I asked some similar questions to the OP in a recent thread.

http://boards.straightdope.com/sdmb/showthread.php?t=822718

Because hydrogen is dangerous and helium is rare and running out (until we are able to mine the Sun)

For me at least, it’s because it falls in the domain of extreme engineering problems. It doesn’t violate any laws of physics, and existing materials seem almost good enough if you could arrange them right, but it’s never been done. So it’s like nanomachines and nuclear rockets and electromagnetic launchers and maglev vacuum tunnels and so on.

Pretty much. Can you describe your proposed structure a bit better? I know what an alcohol stove looks like but if you tried to inflate one with a gas, the inner part would collapse as it’s under compression, not tension. So I must have an incorrect picture of the proposal.

To get a slightly better feel for my intuition, consider just the material required by an infinite cylinder at 2 atm (1 atm above ambient), 1 m radius.

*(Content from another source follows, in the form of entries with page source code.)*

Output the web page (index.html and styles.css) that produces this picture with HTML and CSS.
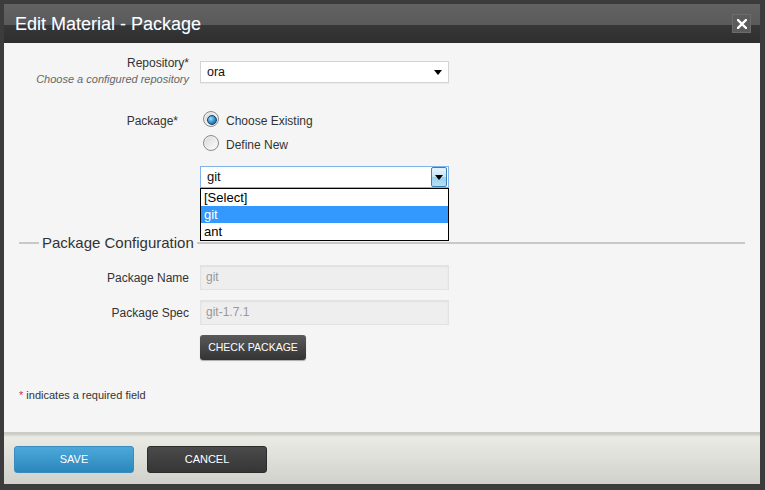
FILE: index.html
```html
<!DOCTYPE html>
<html>
<head>
<meta charset="utf-8">
<link rel="stylesheet" href="styles.css">
</head>
<body>
<div class="dialog">
  <div class="titlebar">
    <h1 class="title">Edit Material - Package</h1>
    <span class="close">
      <svg width="10" height="10" viewBox="0 0 10 10"><path d="M1 1L9 9M9 1L1 9" stroke="#fff" stroke-width="2.4" stroke-linecap="square"/></svg>
    </span>
  </div>
  <div class="content">
    <div class="row row-repo">
      <div class="label-block">
        <div class="label">Repository*</div>
        <div class="hint">Choose a configured repository</div>
      </div>
      <div class="select">ora<span class="caret"></span></div>
    </div>

    <div class="row row-pkg">
      <div class="label pkg-label">Package*</div>
      <div class="field-col">
        <div class="radio-line"><span class="radio checked"></span><span class="radio-text">Choose Existing</span></div>
        <div class="radio-line"><span class="radio"></span><span class="radio-text">Define New</span></div>
        <div class="combo">
          <div class="select focused">git<span class="combo-btn"><span class="caret"></span></span></div>
          <ul class="listbox">
            <li>[Select]</li>
            <li class="selected">git</li>
            <li>ant</li>
          </ul>
        </div>
      </div>
    </div>

    <div class="legend">
      <span class="line short"></span>
      <span class="legend-text">Package Configuration</span>
      <span class="line long"></span>
    </div>

    <div class="row row-input">
      <div class="label">Package Name</div>
      <div class="input">git</div>
    </div>
    <div class="row row-input">
      <div class="label">Package Spec</div>
      <div class="input">git-1.7.1</div>
    </div>
    <div class="row row-input">
      <div></div>
      <div><span class="btn-dark">CHECK PACKAGE</span></div>
    </div>

    <p class="required"><span class="ast">*</span> indicates a required field</p>
  </div>
  <div class="footer">
    <span class="btn save">SAVE</span>
    <span class="btn cancel">CANCEL</span>
  </div>
</div>
</body>
</html>
```
FILE: styles.css
```css
* { box-sizing: border-box; }
html, body { margin: 0; padding: 0; }
body {
  width: 765px;
  height: 490px;
  overflow: hidden;
  font-family: Arial, "Liberation Sans", sans-serif;
  color: #333;
}
.dialog {
  width: 765px;
  height: 490px;
  border-style: solid;
  border-color: #3c3c3c;
  border-width: 4px 5px 6px 4px;
  display: flex;
  flex-direction: column;
  background: #f5f5f5;
}
.titlebar {
  height: 39px;
  flex: none;
  display: flex;
  align-items: center;
  justify-content: space-between;
  padding: 0 9px 0 11px;
  background: linear-gradient(#626262 0, #5a5a5a 21px, #373737 21px, #2e2e2e 100%);
}
.title {
  margin: 0;
  font-size: 18px;
  font-weight: normal;
  color: #fff;
  line-height: 22px;
  padding-top: 1px;
  text-shadow: 0 0 1px rgba(120,170,255,0.35);
}
.close {
  width: 19px;
  height: 19px;
  background: #5c5c5c;
  border: 1px solid #6c6c6c;
  display: flex;
  align-items: center;
  justify-content: center;
}
.close svg { display: block; }

.content {
  flex: 1;
  padding-top: 18px;
  background: #f5f5f5;
}
.row {
  display: grid;
  grid-template-columns: 185px 249px;
  column-gap: 11px;
  align-items: start;
}
.label-block {
  text-align: right;
  margin-top: -6px;
}
.label {
  font-size: 12px;
  line-height: 16px;
  text-align: right;
  color: #333;
}
.hint {
  font-size: 11px;
  line-height: 16px;
  font-style: italic;
  color: #666;
}
.select {
  position: relative;
  height: 22px;
  background: #fff;
  border: 1px solid #d4d4d4;
  font-size: 12.5px;
  line-height: 20px;
  padding-left: 6px;
  color: #111;
  box-shadow: 0 1px 1px rgba(0,0,0,0.04);
}
.caret {
  position: absolute;
  right: 6px;
  top: 8px;
  width: 0;
  height: 0;
  border-left: 4.5px solid transparent;
  border-right: 4.5px solid transparent;
  border-top: 5px solid #000;
}
.row-pkg { margin-top: 24px; }
.pkg-label {
  padding-right: 11px;
  line-height: 20px;
}
.radio-line {
  display: flex;
  align-items: center;
  height: 16px;
  margin-bottom: 8px;
  padding-left: 3px;
}
.radio-text {
  font-size: 12px;
  padding-left: 7px;
  padding-top: 3px;
  color: #333;
}
.radio {
  position: relative;
  width: 16px;
  height: 16px;
  border-radius: 50%;
  border: 1px solid #8c8c8c;
  background: linear-gradient(135deg, #d4d4d4 0%, #f4f4f4 70%, #fff 100%);
  box-shadow: inset 0 0 0 1px #f0f0f0;
}
.radio.checked::after {
  content: "";
  position: absolute;
  left: 3px;
  top: 3px;
  width: 8px;
  height: 8px;
  border-radius: 50%;
  background: radial-gradient(circle at 35% 35%, #9fe0ff 0, #3a9ad0 45%, #134f7d 100%);
  border: 0.5px solid #123f66;
}
.combo {
  position: relative;
  margin-top: 15px;
}
.select.focused {
  font-size: 13px;
  border-color: #7eb4ea;
}
.combo-btn {
  position: absolute;
  right: 1px;
  top: 0;
  width: 16px;
  height: 20px;
  border: 1px solid #3c7fb1;
  border-radius: 2px;
  background: linear-gradient(#e5f4fc, #c4e5f6 50%, #98d1ef 51%, #b6e0f4);
}
.combo-btn .caret {
  right: 3px;
  top: 7px;
  border-left-width: 4px;
  border-right-width: 4px;
  border-top-width: 5px;
}
.listbox {
  position: absolute;
  left: 0;
  top: 22px;
  width: 249px;
  margin: 0;
  padding: 0;
  list-style: none;
  background: #fff;
  border: 1px solid #000;
  z-index: 5;
}
.listbox li {
  height: 17px;
  line-height: 17px;
  font-size: 13px;
  padding-left: 3px;
  color: #000;
}
.listbox li.selected {
  background: #3399ff;
  color: #fff;
}
.legend {
  display: flex;
  align-items: center;
  height: 18px;
  margin: 46px 15px 0 15px;
}
.line {
  height: 2px;
  background: #c8c8c8;
}
.line.short { width: 20px; }
.line.long { flex: 1; }
.legend-text {
  font-size: 15px;
  line-height: 18px;
  padding: 0 3px;
  color: #333;
}
.row-input {
  align-items: center;
  margin-top: 10px;
}
.legend + .row-input { margin-top: 13px; }
.input {
  height: 25px;
  background: #eeeeee;
  border: 1px solid #e2e2e2;
  box-shadow: inset 0 1px 2px rgba(0,0,0,0.06);
  font-size: 12px;
  line-height: 23px;
  padding-left: 5px;
  color: #999;
}
.btn-dark {
  display: inline-block;
  width: 106px;
  height: 25px;
  line-height: 25px;
  text-align: center;
  font-size: 10.5px;
  color: #fff;
  border-radius: 3px;
  background: linear-gradient(#5a5a5a, #333);
  box-shadow: 0 1px 1px rgba(0,0,0,0.3);
}
.required {
  margin: 28px 0 0 15px;
  font-size: 11px;
  line-height: 14px;
  color: #333;
}
.ast { color: #d33; }
.footer {
  height: 52px;
  flex: none;
  display: flex;
  gap: 13px;
  padding: 14px 0 0 10px;
  background: linear-gradient(#cbcbc6 0, #cdcdc8 2px, #ebebe6 5px, #d1d1cb 100%);
}
.btn {
  width: 120px;
  height: 27px;
  line-height: 27px;
  text-align: center;
  font-size: 11px;
  color: #fff;
  border-radius: 3px;
}
.save {
  background: linear-gradient(#4da8da, #2b86bb);
  border: 1px solid #3a8cc0;
  line-height: 25px;
}
.cancel {
  background: linear-gradient(#4a4a4a, #363636);
  border: 1px solid #2c2c2c;
  line-height: 25px;
}
```
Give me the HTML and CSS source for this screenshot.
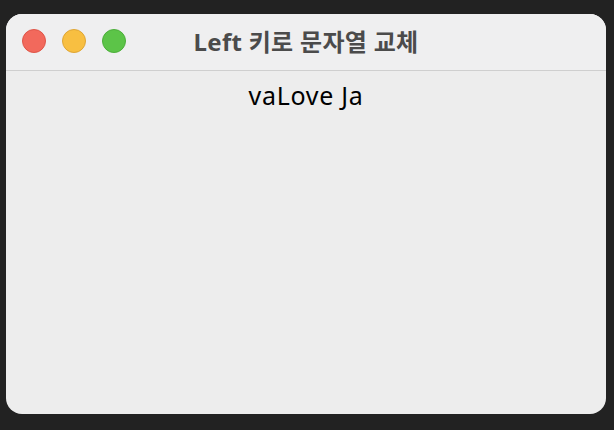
FILE: index.html
```html
<!DOCTYPE html>
<html lang="ko">
<head>
    <meta charset="UTF-8">
    <title>Left 키로 문자열 교체</title>
    <link rel="stylesheet" href="styles.css">
</head>
<body>
    <div class="window">
        <div class="titlebar">
            <div class="lights">
                <span class="light red"></span>
                <span class="light yellow"></span>
                <span class="light green"></span>
            </div>
            <div class="title">Left 키로 문자열 교체</div>
        </div>
        <div class="content">
            <p class="label">vaLove Ja</p>
        </div>
    </div>
</body>
</html>
```

FILE: styles.css
```css
html, body {
    margin: 0;
    padding: 0;
    height: 100%;
}
body {
    background: #222222;
    font-family: "Noto Sans", "Noto Sans CJK KR", sans-serif;
    padding: 14px 8px 16px 6px;
    box-sizing: border-box;
}
.window {
    width: 600px;
    height: 400px;
    background: #ededed;
    border-radius: 16px;
    overflow: hidden;
    display: flex;
    flex-direction: column;
}
.titlebar {
    height: 57px;
    background: #efeff0;
    border-bottom: 1px solid #cfcfcf;
    display: flex;
    align-items: center;
    position: relative;
    box-sizing: border-box;
    padding-bottom: 3px;
}
.lights {
    display: flex;
    gap: 16px;
    padding-left: 16px;
}
.light {
    width: 24px;
    height: 24px;
    border-radius: 50%;
    box-sizing: border-box;
}
.red {
    background: #f2695c;
    border: 1px solid #de5548;
}
.yellow {
    background: #f8bf41;
    border: 1px solid #dea535;
}
.green {
    background: #5cc448;
    border: 1px solid #4cae3a;
}
.title {
    position: absolute;
    left: 0;
    right: 0;
    text-align: center;
    font-size: 24px;
    letter-spacing: 0.3px;
    font-weight: bold;
    color: #4b4b4b;
    pointer-events: none;
}
.content {
    flex: 1;
    text-align: center;
}
.label {
    margin: 7px 0 0;
    font-size: 25px;
    letter-spacing: 0.7px;
    color: #000;
}
```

Zylon fiber has a tensile strength of 5800 MPa and density of 1540 kg/m^3. Hoop stress is Pr/t, which if you solve for t (wall thickness) gives 1.75e-5 m. Since Zylon is a fiber with anisotropic strength, you have to handle the axial stress separately. That’s half of hoop stress so the wall thickness ends up as 2.62e-5 m. The final density of the cylinder is thus 0.253 kg/m. The density of the hydrogen is 0.564 kg/m, so the fabric is actually the smaller part. And if you work the numbers a bit further, you find that you can get a neutrally buoyant cylinder compressed at 7.65 atm. That’s a heck of a structural member that weighs the same as air. Well, I’m ignoring the end caps but they’re relatively small if the cylinder has a decent aspect ratio (10:1, say).

Anyway, this isn’t proof that it’s possible to get a decent ratio of vacuum but hints that there is reasonable margin available with this approach.